PRELIMINARY EVALUATION OF A NEWLY DISCOVERED HOLOCENE SCARP ON THE SAWTOOTH FAULT, CENTRAL IDAHO
In areas lacking LiDAR imagery, the fault scarp is represented on aerial photographs as lineaments of vegetation, watercourses, and topography, which can be mapped at varying levels of confidence for a total length of 50 km along the Sawtooth rangefront. Field surveys at 12 locations demonstrate that the Holocene scarp exists, continuously or discontinuously, along at least 30 km of range front length. However, we have not yet identified a Holocene fault scarp in the field in the southernmost 20 km of the aerial-photo derived fault length.
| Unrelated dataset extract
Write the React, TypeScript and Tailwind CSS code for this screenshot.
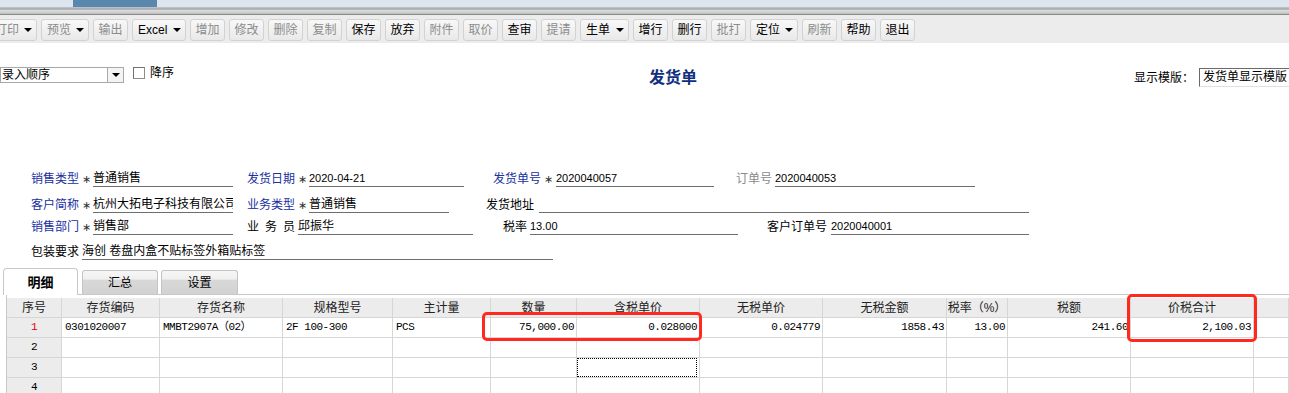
import React from 'react';

type Btn = { label: string; w: string; on?: boolean; dd?: boolean };

const BUTTONS: Btn[] = [
  { label: '打印', w: 'w-[48px]', dd: true },
  { label: '预览', w: 'w-[48px]', dd: true },
  { label: '输出', w: 'w-[35px]' },
  { label: 'Excel', w: 'w-[54px]', dd: true, on: true },
  { label: '增加', w: 'w-[35px]' },
  { label: '修改', w: 'w-[35px]' },
  { label: '删除', w: 'w-[35px]' },
  { label: '复制', w: 'w-[35px]' },
  { label: '保存', w: 'w-[35px]', on: true },
  { label: '放弃', w: 'w-[35px]', on: true },
  { label: '附件', w: 'w-[35px]' },
  { label: '取价', w: 'w-[35px]' },
  { label: '查审', w: 'w-[35px]', on: true },
  { label: '提请', w: 'w-[35px]' },
  { label: '生单', w: 'w-[49px]', dd: true, on: true },
  { label: '增行', w: 'w-[35px]', on: true },
  { label: '删行', w: 'w-[35px]', on: true },
  { label: '批打', w: 'w-[35px]' },
  { label: '定位', w: 'w-[48px]', dd: true, on: true },
  { label: '刷新', w: 'w-[35px]' },
  { label: '帮助', w: 'w-[35px]', on: true },
  { label: '退出', w: 'w-[35px]', on: true },
];

const HEADERS = ['序号', '存货编码', '存货名称', '规格型号', '主计量', '数量', '含税单价', '无税单价', '无税金额', '税率（%）', '税额', '价税合计', ''];

// l = left, r = right, c = centre
const ALIGN = ['c', 'l', 'l', 'l', 'l', 'r', 'r', 'r', 'r', 'r', 'r', 'r', 'l'];

const ROWS: string[][] = [
  ['1', '0301020007', 'MMBT2907A（02）', '2F 100-300', 'PCS', '75,000.00', '0.028000', '0.024779', '1858.43', '13.00', '241.60', '2,100.03', ''],
  ['2', '', '', '', '', '', '', '', '', '', '', '', ''],
  ['3', '', '', '', '', '', '', '', '', '', '', '', ''],
  ['4', '', '', '', '', '', '', '', '', '', '', '', ''],
];

const Arrow = () => (
  <span className="w-0 h-0 border-l-[4px] border-r-[4px] border-t-[4px] border-l-transparent border-r-transparent border-t-black" />
);

const ToolButton: React.FC<{ b: Btn }> = ({ b }) => (
  <div
    className={`${b.w} h-[22px] shrink-0 flex items-center ${b.dd ? 'justify-between pl-[5px] pr-[4px]' : 'justify-center'} rounded-[3px] border border-[#d2d2d2] bg-gradient-to-b from-[#f8f8f8] to-[#e9e9e9] text-[12px] whitespace-nowrap ${b.on ? 'text-black' : 'text-[#8c8c8c]'}`}
  >
    <span>{b.label}</span>
    {b.dd && <Arrow />}
  </div>
);

const Label: React.FC<{ text: string; w: string; blue?: boolean; grey?: boolean }> = ({ text, w, blue, grey }) => (
  <span className={`${w} h-[16px] leading-[16px] shrink-0 text-[12px] whitespace-nowrap ${blue ? 'text-[#2030a0]' : grey ? 'text-[#8a8a8a]' : 'text-black'}`}>
    {text}
  </span>
);

const Star = ({ w }: { w: string }) => (
  <span className={`${w} h-[16px] leading-[16px] shrink-0 text-center text-[11px] text-[#333]`}>∗</span>
);

const Line: React.FC<{ w: string; value?: string; mono?: boolean }> = ({ w, value, mono }) => (
  <div
    className={`${w} h-[16px] shrink-0 border-b border-[#6e6e6e] overflow-hidden whitespace-nowrap leading-[14px] ${mono ? 'text-[11px]' : 'text-[12px]'} text-black`}
  >
    {value}
  </div>
);

export default function App() {
  return (
    <div className="relative w-[1289px] h-[393px] overflow-hidden bg-white font-['Liberation_Sans','Noto_Sans_CJK_SC',sans-serif]">
      {/* window strip */}
      <div className="h-[7px] bg-[#dde6ee] flex">
        <div className="ml-[73px] w-[84px] h-full bg-[#5a87ad]" />
      </div>
      <div className="h-[8px] bg-[linear-gradient(#c3c9cf,#a3a7ab_25%,#dcdcdc_45%,#c6c6c6_80%,#6f6f6f)]" />

      {/* toolbar */}
      <div className="h-[28px] bg-[#ececec] pt-[4px]">
        <div className="-ml-[11px] flex gap-[4px]">
          {BUTTONS.map((b) => (
            <ToolButton key={b.label} b={b} />
          ))}
        </div>
      </div>

      {/* sort + title */}
      <div className="mt-[23px] h-[22px] flex items-start whitespace-nowrap">
        <div className="mt-[1px] w-[124px] h-[16px] shrink-0 flex border border-[#a8a8a8] bg-white">
          <span className="flex-1 text-[12px] leading-[14px] pl-[1px]">录入顺序</span>
          <div className="w-[16px] h-full border-l border-[#a8a8a8] bg-[#f4f4f4] flex items-center justify-center">
            <Arrow />
          </div>
        </div>
        <div className="ml-[9px] mt-[1px] w-[12px] h-[12px] shrink-0 border border-[#8c8c8c] border-t-[#707070] border-l-[#707070] bg-white" />
        <span className="ml-[5px] w-[26px] shrink-0 text-[12px] leading-[14px]">降序</span>
        <span className="ml-[473px] mt-[3px] w-[50px] shrink-0 text-[16px] leading-[18px] font-bold text-[#12307f]">发货单</span>
        <span className="ml-[435px] mt-[5px] w-[60px] shrink-0 text-[12px] leading-[14px]">显示模版：</span>
        <div className="ml-[5px] mt-[2px] w-[100px] h-[19px] shrink-0 border-l border-t border-[#6a6a6a] border-b border-b-[#e0e0e0] pl-[3px] text-[12px] leading-[17px] whitespace-nowrap">
          发货单显示模版
        </div>
      </div>

      {/* form */}
      <div className="mt-[82px] pl-[31px] text-[12px]">
        <div className="h-[17px] flex items-end">
          <Label text="销售类型" w="w-[48px]" blue />
          <Star w="w-[14px]" />
          <Line w="w-[140px]" value="普通销售" />
          <Label text="发货日期" w="w-[48px] ml-[14px]" blue />
          <Star w="w-[14px]" />
          <Line w="w-[155px]" value="2020-04-21" mono />
          <Label text="发货单号" w="w-[48px] ml-[29px]" blue />
          <Star w="w-[15px]" />
          <Line w="w-[158px]" value="2020040057" mono />
          <Label text="订单号" w="w-[36px] ml-[22px]" grey />
          <Line w="w-[200px] ml-[3px]" value="2020040053" mono />
        </div>
        <div className="h-[26px] flex items-end">
          <Label text="客户简称" w="w-[48px]" blue />
          <Star w="w-[14px]" />
          <Line w="w-[140px]" value="杭州大拓电子科技有限公司" />
          <Label text="业务类型" w="w-[48px] ml-[14px]" blue />
          <Star w="w-[14px]" />
          <Line w="w-[140px]" value="普通销售" />
          <Label text="发货地址" w="w-[48px] ml-[37px]" />
          <Line w="w-[490px] ml-[5px]" />
        </div>
        <div className="h-[22px] flex items-end">
          <Label text="销售部门" w="w-[48px]" blue />
          <Star w="w-[14px]" />
          <Line w="w-[140px]" value="销售部" />
          <span className="ml-[14px] w-[48px] h-[16px] leading-[16px] shrink-0 flex justify-between text-[12px]">
            <span>业</span>
            <span>务</span>
            <span>员</span>
          </span>
          <Line w="w-[175px] ml-[3px]" value="邱振华" />
          <Label text="税率" w="w-[24px] ml-[30px]" />
          <Line w="w-[208px] ml-[3px]" value="13.00" mono />
          <Label text="客户订单号" w="w-[60px] ml-[29px]" />
          <Line w="w-[198px] ml-[4px]" value="2020040001" mono />
        </div>
        <div className="h-[25px] flex items-end">
          <Label text="包装要求" w="w-[48px]" />
          <Line w="w-[471px] ml-[3px]" value="海创 卷盘内盒不贴标签外箱贴标签" />
        </div>
      </div>

      {/* tabs */}
      <div className="mt-[7px] h-[27px] flex items-end pl-[3px]">
        <div className="relative z-10 w-[75px] h-[27px] -mb-px bg-white border border-b-0 border-[#c8c8c8] rounded-t-[4px] flex justify-center pt-[4px] text-[13px] font-bold">
          明细
        </div>
        <div className="ml-[4px] w-[76px] h-[24px] border border-b-0 border-[#c4c4c4] rounded-t-[3px] bg-[linear-gradient(#f6f6f6,#f0f0f0_35%,#d8d8d8_40%,#d2d2d2)] flex justify-center pt-[5px] text-[12px] leading-[14px]">
          汇总
        </div>
        <div className="ml-[3px] w-[77px] h-[24px] border border-b-0 border-[#c4c4c4] rounded-t-[3px] bg-[linear-gradient(#f6f6f6,#f0f0f0_35%,#d8d8d8_40%,#d2d2d2)] flex justify-center pt-[5px] text-[12px] leading-[14px]">
          设置
        </div>
      </div>

      {/* grid panel */}
      <div className="ml-[6px] border-t border-l border-[#c8c8c8] pt-[3px]">
        <div className="grid grid-cols-[55px_98px_123px_110px_98px_86px_123px_123px_124px_61px_123px_123px_1fr]">
          {HEADERS.map((h, i) => (
            <div
              key={`h${i}`}
              className="h-[20px] bg-[#ececec] border-r border-b border-[#d6d6d6] flex items-center justify-center text-[12px] text-[#222] whitespace-nowrap"
            >
              {h}
            </div>
          ))}
          {ROWS.map((row, r) =>
            row.map((v, i) => {
              const a = ALIGN[i];
              const isIdx = i === 0;
              const focus = r === 2 && i === 6;
              return (
                <div
                  key={`${r}-${i}`}
                  className={`h-[20px] border-r border-b border-[#d6d6d6] flex items-center whitespace-nowrap overflow-hidden font-['Liberation_Mono','Noto_Sans_CJK_SC',monospace] text-[11px] tracking-[-0.5px] ${
                    isIdx ? 'bg-[#ececec]' : 'bg-white'
                  } ${a === 'c' ? 'justify-center' : a === 'r' ? 'justify-end pr-[2px]' : 'justify-start pl-[3px]'} ${
                    isIdx && r === 0 ? 'text-[#e00000]' : 'text-black'
                  }`}
                >
                  {focus ? <div className="w-full h-full border border-dotted border-black" /> : v}
                </div>
              );
            })
          )}
        </div>
      </div>

      {/* red annotation boxes */}
      <div className="pointer-events-none absolute left-[482px] top-[312px] w-[220px] h-[29px] border-[3px] border-[#ff2a1f] rounded-[5px]" />
      <div className="pointer-events-none absolute left-[1127px] top-[294px] w-[130px] h-[48px] border-[3px] border-[#ff2a1f] rounded-[5px]" />
    </div>
  );
}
Late Pleistocene glacial landforms are offset 4-8 m, while uncommon Holocene fluvial surfaces are offset 2.5-3 m. These relationships potentially document two to three fault ruptures since deglaciation ca. 11-14 ka. Severe disturbance of Holocene lake sediments in Redfish Lake, which overlies the fault, suggest that the fault has generated at least two large Holocene earthquakes. These findings indicate an average recurrence interval of ca. 3.7-7 ka, depending on the age of deglacial landforms and the number of postglacial ruptures.
Recognition of Holocene slip on the Sawtooth range-front fault expands the region of known Holocene faulting in central Idaho, and demonstrates the great utility of LiDAR data for identifying and evaluating previously unrecognized Holocene fault scarps.